To feed this growing demand, "long line" fishermen set baited lines across hundreds of yards of international waters and then lay in wait. They reel in whatever they catch — usually sharks, sometimes other fish or even turtles. One such operation, which Stewart and his crew discover near the Galápagos Islands, nets 160 sharks. The fishermen slice off their fins and throw the carcasses back into the ocean. Many suffocate on the lines; the rest face gruesome deaths below the surface.

The Website of the Germany-based Shark Project heralds the coming "Chinese disaster!": "If the Chinese economy and the related wealth continue to grow steadily, approximately 250 million Chinese will have the funds to afford shark fin soup on a regular basis within five years.... This will most likely be the ultimate end of the sharks!" Both the great white and the whale shark are endangered species.
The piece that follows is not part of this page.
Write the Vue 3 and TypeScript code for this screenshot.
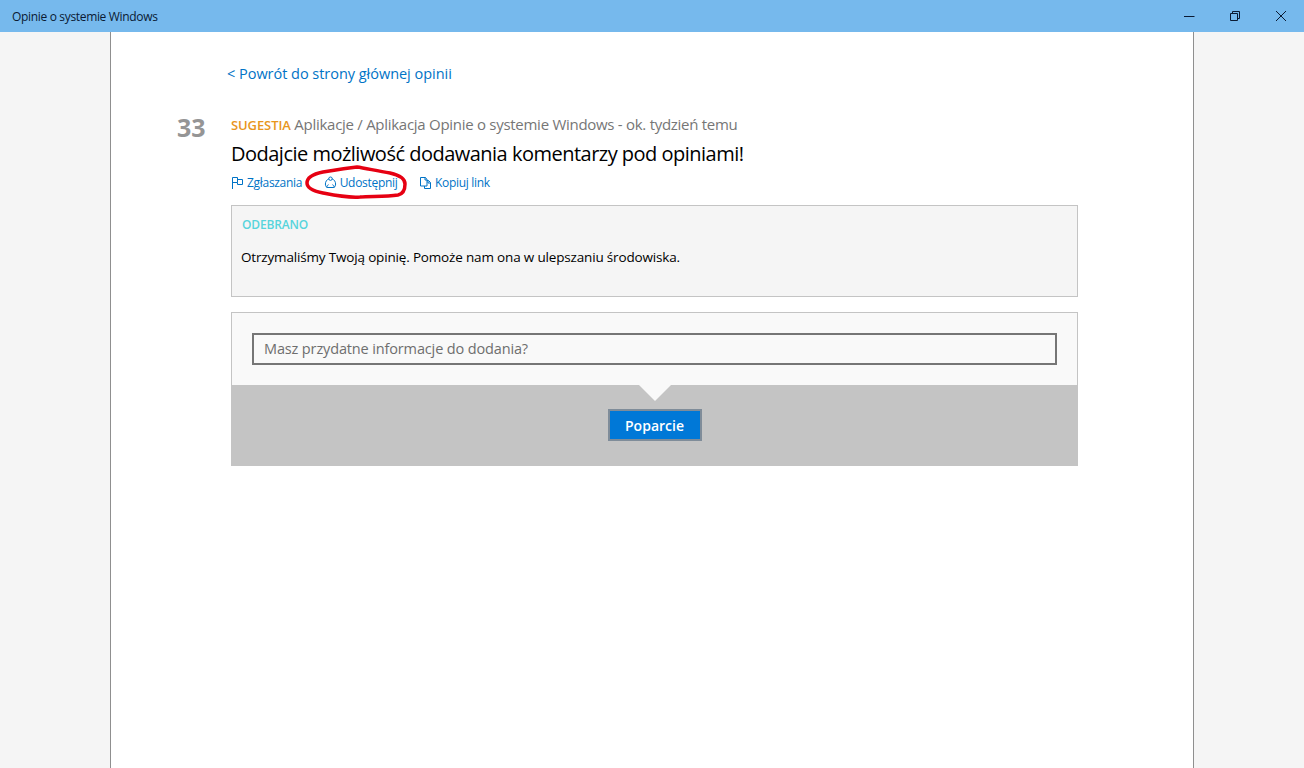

No one feels the loss more than Stewart. "Nobody noticed," he says in voiceover, a touch bitterly. "Everyone wanted to save pandas, elephants, and bears." According to the UK-based Shark Trust, Atlantic shark populations have declined by as much as 80 percent in the past 15 years.

Stewart teams with conservationist and former Greenpeacer Paul Watson, of the Sea Shepherd Conservation Society, to go after the poachers. What follows is a high-seas adventure worthy of its high-def cinematic treatment — pirate boat rammings, water cannon shootouts, public corruption, guerrilla filmmaking.

The film's transition from nature doc to exposé takes a brief, almost comic turn in an interview with William Goh, an executive for Rabbit Brand Shark Fin in China. Goh is an exquisite salesman, more intent on convincing Stewart of the shark's wickedness than defending his product.

Ahab had his whale, and Goh has his shark. His hatred is equal to Stewart's love. "You will die," he says, referring to any human encounter with sharks. "Pain and you die." Popular opinion is on Goh's side, as we see in a montage of breathless news anchors citing shark attacks, and a Time magazine cover from a few years back declaring "The Summer of the Shark." Despite the hype, fewer than five people are killed by sharks each year, compared to 100 deaths at the clutches of elephants and tigers.

Perhaps the most intriguing idea to come out of Sharkwater is the proposition that, after 450 million years on Earth — predating land vertebrates like dinosaurs and dwarfing human existence — sharks still don't know what we are. Turns out we don't know them so well either.